[Raw records]
— Start —

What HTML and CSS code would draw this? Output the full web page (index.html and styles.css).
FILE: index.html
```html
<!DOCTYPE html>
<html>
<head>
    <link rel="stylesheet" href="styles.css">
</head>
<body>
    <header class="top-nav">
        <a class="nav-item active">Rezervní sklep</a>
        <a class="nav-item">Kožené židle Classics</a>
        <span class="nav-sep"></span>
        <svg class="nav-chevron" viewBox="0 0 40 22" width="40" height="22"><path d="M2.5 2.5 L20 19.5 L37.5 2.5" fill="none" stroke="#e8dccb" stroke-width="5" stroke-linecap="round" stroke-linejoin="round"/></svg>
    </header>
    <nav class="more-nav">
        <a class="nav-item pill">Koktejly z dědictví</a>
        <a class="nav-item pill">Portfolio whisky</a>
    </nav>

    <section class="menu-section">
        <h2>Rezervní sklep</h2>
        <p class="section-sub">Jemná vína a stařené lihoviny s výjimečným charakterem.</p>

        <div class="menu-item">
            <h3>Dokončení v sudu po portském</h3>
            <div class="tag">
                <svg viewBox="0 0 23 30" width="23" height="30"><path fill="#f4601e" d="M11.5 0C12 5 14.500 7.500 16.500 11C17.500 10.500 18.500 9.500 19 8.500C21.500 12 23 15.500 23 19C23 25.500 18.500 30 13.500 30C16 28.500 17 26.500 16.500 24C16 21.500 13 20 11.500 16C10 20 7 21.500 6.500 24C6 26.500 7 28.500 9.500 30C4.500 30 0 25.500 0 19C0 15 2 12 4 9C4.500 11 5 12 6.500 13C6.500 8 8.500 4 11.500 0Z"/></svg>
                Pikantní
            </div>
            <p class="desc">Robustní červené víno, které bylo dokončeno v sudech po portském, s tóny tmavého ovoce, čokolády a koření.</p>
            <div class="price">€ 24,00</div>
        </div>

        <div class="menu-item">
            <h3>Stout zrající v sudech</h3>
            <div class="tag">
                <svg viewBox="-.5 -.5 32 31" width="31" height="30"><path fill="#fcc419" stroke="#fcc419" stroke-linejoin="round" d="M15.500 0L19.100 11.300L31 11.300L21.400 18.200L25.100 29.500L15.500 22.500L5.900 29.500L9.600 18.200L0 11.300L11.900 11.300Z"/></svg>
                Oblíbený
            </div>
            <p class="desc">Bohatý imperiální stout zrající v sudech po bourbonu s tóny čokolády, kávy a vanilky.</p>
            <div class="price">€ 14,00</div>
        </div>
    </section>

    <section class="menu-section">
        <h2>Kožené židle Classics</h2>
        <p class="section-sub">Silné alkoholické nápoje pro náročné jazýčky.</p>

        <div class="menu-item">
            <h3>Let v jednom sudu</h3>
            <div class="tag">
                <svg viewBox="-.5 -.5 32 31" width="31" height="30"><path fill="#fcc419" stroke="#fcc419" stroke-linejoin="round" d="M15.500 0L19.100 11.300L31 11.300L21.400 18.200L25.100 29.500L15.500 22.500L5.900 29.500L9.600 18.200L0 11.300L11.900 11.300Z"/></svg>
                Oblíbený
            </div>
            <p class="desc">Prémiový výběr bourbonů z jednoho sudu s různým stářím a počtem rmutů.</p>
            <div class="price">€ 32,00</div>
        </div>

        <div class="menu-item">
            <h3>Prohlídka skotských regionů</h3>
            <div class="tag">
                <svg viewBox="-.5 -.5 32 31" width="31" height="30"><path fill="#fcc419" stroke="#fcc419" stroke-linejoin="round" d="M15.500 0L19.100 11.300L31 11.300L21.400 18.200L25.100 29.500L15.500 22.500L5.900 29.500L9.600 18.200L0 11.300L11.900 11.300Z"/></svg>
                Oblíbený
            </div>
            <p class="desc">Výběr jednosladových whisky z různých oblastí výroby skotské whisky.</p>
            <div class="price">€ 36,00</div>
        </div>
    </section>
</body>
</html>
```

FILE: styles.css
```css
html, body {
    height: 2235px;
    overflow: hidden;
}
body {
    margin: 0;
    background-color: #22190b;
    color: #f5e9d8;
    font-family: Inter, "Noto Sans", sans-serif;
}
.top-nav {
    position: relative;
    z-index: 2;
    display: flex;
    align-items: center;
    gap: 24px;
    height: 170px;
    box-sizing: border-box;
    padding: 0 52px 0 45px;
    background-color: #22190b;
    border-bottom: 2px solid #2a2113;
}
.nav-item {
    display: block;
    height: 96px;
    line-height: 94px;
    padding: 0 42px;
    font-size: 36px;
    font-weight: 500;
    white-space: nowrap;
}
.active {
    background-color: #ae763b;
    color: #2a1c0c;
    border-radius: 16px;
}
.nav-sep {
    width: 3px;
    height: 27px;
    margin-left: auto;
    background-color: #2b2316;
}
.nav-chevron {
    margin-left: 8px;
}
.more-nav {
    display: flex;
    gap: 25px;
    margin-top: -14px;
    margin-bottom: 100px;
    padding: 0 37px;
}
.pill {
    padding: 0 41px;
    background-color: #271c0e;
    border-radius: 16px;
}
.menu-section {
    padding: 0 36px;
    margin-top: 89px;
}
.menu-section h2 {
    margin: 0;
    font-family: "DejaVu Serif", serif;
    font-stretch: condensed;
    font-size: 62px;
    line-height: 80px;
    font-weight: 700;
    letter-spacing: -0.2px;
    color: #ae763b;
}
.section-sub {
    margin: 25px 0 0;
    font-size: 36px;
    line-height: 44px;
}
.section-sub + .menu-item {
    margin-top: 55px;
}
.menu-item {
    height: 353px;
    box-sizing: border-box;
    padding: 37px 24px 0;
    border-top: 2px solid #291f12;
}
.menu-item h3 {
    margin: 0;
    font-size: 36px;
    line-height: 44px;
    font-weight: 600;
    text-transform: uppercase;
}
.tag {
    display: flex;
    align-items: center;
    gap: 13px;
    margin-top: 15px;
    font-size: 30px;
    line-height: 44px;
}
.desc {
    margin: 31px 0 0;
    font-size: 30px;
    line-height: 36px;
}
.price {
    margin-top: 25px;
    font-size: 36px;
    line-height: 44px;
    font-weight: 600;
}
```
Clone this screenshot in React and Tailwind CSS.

— End —

[Short task]
Copy out each record from above, exactly.

[Exercise output]
What HTML and CSS code would draw this? Output the full web page (index.html and styles.css).
FILE: index.html
```html
<!DOCTYPE html>
<html>
<head>
    <link rel="stylesheet" href="styles.css">
</head>
<body>
    <header class="top-nav">
        <a class="nav-item active">Rezervní sklep</a>
        <a class="nav-item">Kožené židle Classics</a>
        <span class="nav-sep"></span>
        <svg class="nav-chevron" viewBox="0 0 40 22" width="40" height="22"><path d="M2.5 2.5 L20 19.5 L37.5 2.5" fill="none" stroke="#e8dccb" stroke-width="5" stroke-linecap="round" stroke-linejoin="round"/></svg>
    </header>
    <nav class="more-nav">
        <a class="nav-item pill">Koktejly z dědictví</a>
        <a class="nav-item pill">Portfolio whisky</a>
    </nav>

    <section class="menu-section">
        <h2>Rezervní sklep</h2>
        <p class="section-sub">Jemná vína a stařené lihoviny s výjimečným charakterem.</p>

        <div class="menu-item">
            <h3>Dokončení v sudu po portském</h3>
            <div class="tag">
                <svg viewBox="0 0 23 30" width="23" height="30"><path fill="#f4601e" d="M11.5 0C12 5 14.500 7.500 16.500 11C17.500 10.500 18.500 9.500 19 8.500C21.500 12 23 15.500 23 19C23 25.500 18.500 30 13.500 30C16 28.500 17 26.500 16.500 24C16 21.500 13 20 11.500 16C10 20 7 21.500 6.500 24C6 26.500 7 28.500 9.500 30C4.500 30 0 25.500 0 19C0 15 2 12 4 9C4.500 11 5 12 6.500 13C6.500 8 8.500 4 11.500 0Z"/></svg>
                Pikantní
            </div>
            <p class="desc">Robustní červené víno, které bylo dokončeno v sudech po portském, s tóny tmavého ovoce, čokolády a koření.</p>
            <div class="price">€ 24,00</div>
        </div>

        <div class="menu-item">
            <h3>Stout zrající v sudech</h3>
            <div class="tag">
                <svg viewBox="-.5 -.5 32 31" width="31" height="30"><path fill="#fcc419" stroke="#fcc419" stroke-linejoin="round" d="M15.500 0L19.100 11.300L31 11.300L21.400 18.200L25.100 29.500L15.500 22.500L5.900 29.500L9.600 18.200L0 11.300L11.900 11.300Z"/></svg>
                Oblíbený
            </div>
            <p class="desc">Bohatý imperiální stout zrající v sudech po bourbonu s tóny čokolády, kávy a vanilky.</p>
            <div class="price">€ 14,00</div>
        </div>
    </section>

    <section class="menu-section">
        <h2>Kožené židle Classics</h2>
        <p class="section-sub">Silné alkoholické nápoje pro náročné jazýčky.</p>

        <div class="menu-item">
            <h3>Let v jednom sudu</h3>
            <div class="tag">
                <svg viewBox="-.5 -.5 32 31" width="31" height="30"><path fill="#fcc419" stroke="#fcc419" stroke-linejoin="round" d="M15.500 0L19.100 11.300L31 11.300L21.400 18.200L25.100 29.500L15.500 22.500L5.900 29.500L9.600 18.200L0 11.300L11.900 11.300Z"/></svg>
                Oblíbený
            </div>
            <p class="desc">Prémiový výběr bourbonů z jednoho sudu s různým stářím a počtem rmutů.</p>
            <div class="price">€ 32,00</div>
        </div>

        <div class="menu-item">
            <h3>Prohlídka skotských regionů</h3>
            <div class="tag">
                <svg viewBox="-.5 -.5 32 31" width="31" height="30"><path fill="#fcc419" stroke="#fcc419" stroke-linejoin="round" d="M15.500 0L19.100 11.300L31 11.300L21.400 18.200L25.100 29.500L15.500 22.500L5.900 29.500L9.600 18.200L0 11.300L11.900 11.300Z"/></svg>
                Oblíbený
            </div>
            <p class="desc">Výběr jednosladových whisky z různých oblastí výroby skotské whisky.</p>
            <div class="price">€ 36,00</div>
        </div>
    </section>
</body>
</html>
```

FILE: styles.css
```css
html, body {
    height: 2235px;
    overflow: hidden;
}
body {
    margin: 0;
    background-color: #22190b;
    color: #f5e9d8;
    font-family: Inter, "Noto Sans", sans-serif;
}
.top-nav {
    position: relative;
    z-index: 2;
    display: flex;
    align-items: center;
    gap: 24px;
    height: 170px;
    box-sizing: border-box;
    padding: 0 52px 0 45px;
    background-color: #22190b;
    border-bottom: 2px solid #2a2113;
}
.nav-item {
    display: block;
    height: 96px;
    line-height: 94px;
    padding: 0 42px;
    font-size: 36px;
    font-weight: 500;
    white-space: nowrap;
}
.active {
    background-color: #ae763b;
    color: #2a1c0c;
    border-radius: 16px;
}
.nav-sep {
    width: 3px;
    height: 27px;
    margin-left: auto;
    background-color: #2b2316;
}
.nav-chevron {
    margin-left: 8px;
}
.more-nav {
    display: flex;
    gap: 25px;
    margin-top: -14px;
    margin-bottom: 100px;
    padding: 0 37px;
}
.pill {
    padding: 0 41px;
    background-color: #271c0e;
    border-radius: 16px;
}
.menu-section {
    padding: 0 36px;
    margin-top: 89px;
}
.menu-section h2 {
    margin: 0;
    font-family: "DejaVu Serif", serif;
    font-stretch: condensed;
    font-size: 62px;
    line-height: 80px;
    font-weight: 700;
    letter-spacing: -0.2px;
    color: #ae763b;
}
.section-sub {
    margin: 25px 0 0;
    font-size: 36px;
    line-height: 44px;
}
.section-sub + .menu-item {
    margin-top: 55px;
}
.menu-item {
    height: 353px;
    box-sizing: border-box;
    padding: 37px 24px 0;
    border-top: 2px solid #291f12;
}
.menu-item h3 {
    margin: 0;
    font-size: 36px;
    line-height: 44px;
    font-weight: 600;
    text-transform: uppercase;
}
.tag {
    display: flex;
    align-items: center;
    gap: 13px;
    margin-top: 15px;
    font-size: 30px;
    line-height: 44px;
}
.desc {
    margin: 31px 0 0;
    font-size: 30px;
    line-height: 36px;
}
.price {
    margin-top: 25px;
    font-size: 36px;
    line-height: 44px;
    font-weight: 600;
}
```
Clone this screenshot in React and Tailwind CSS.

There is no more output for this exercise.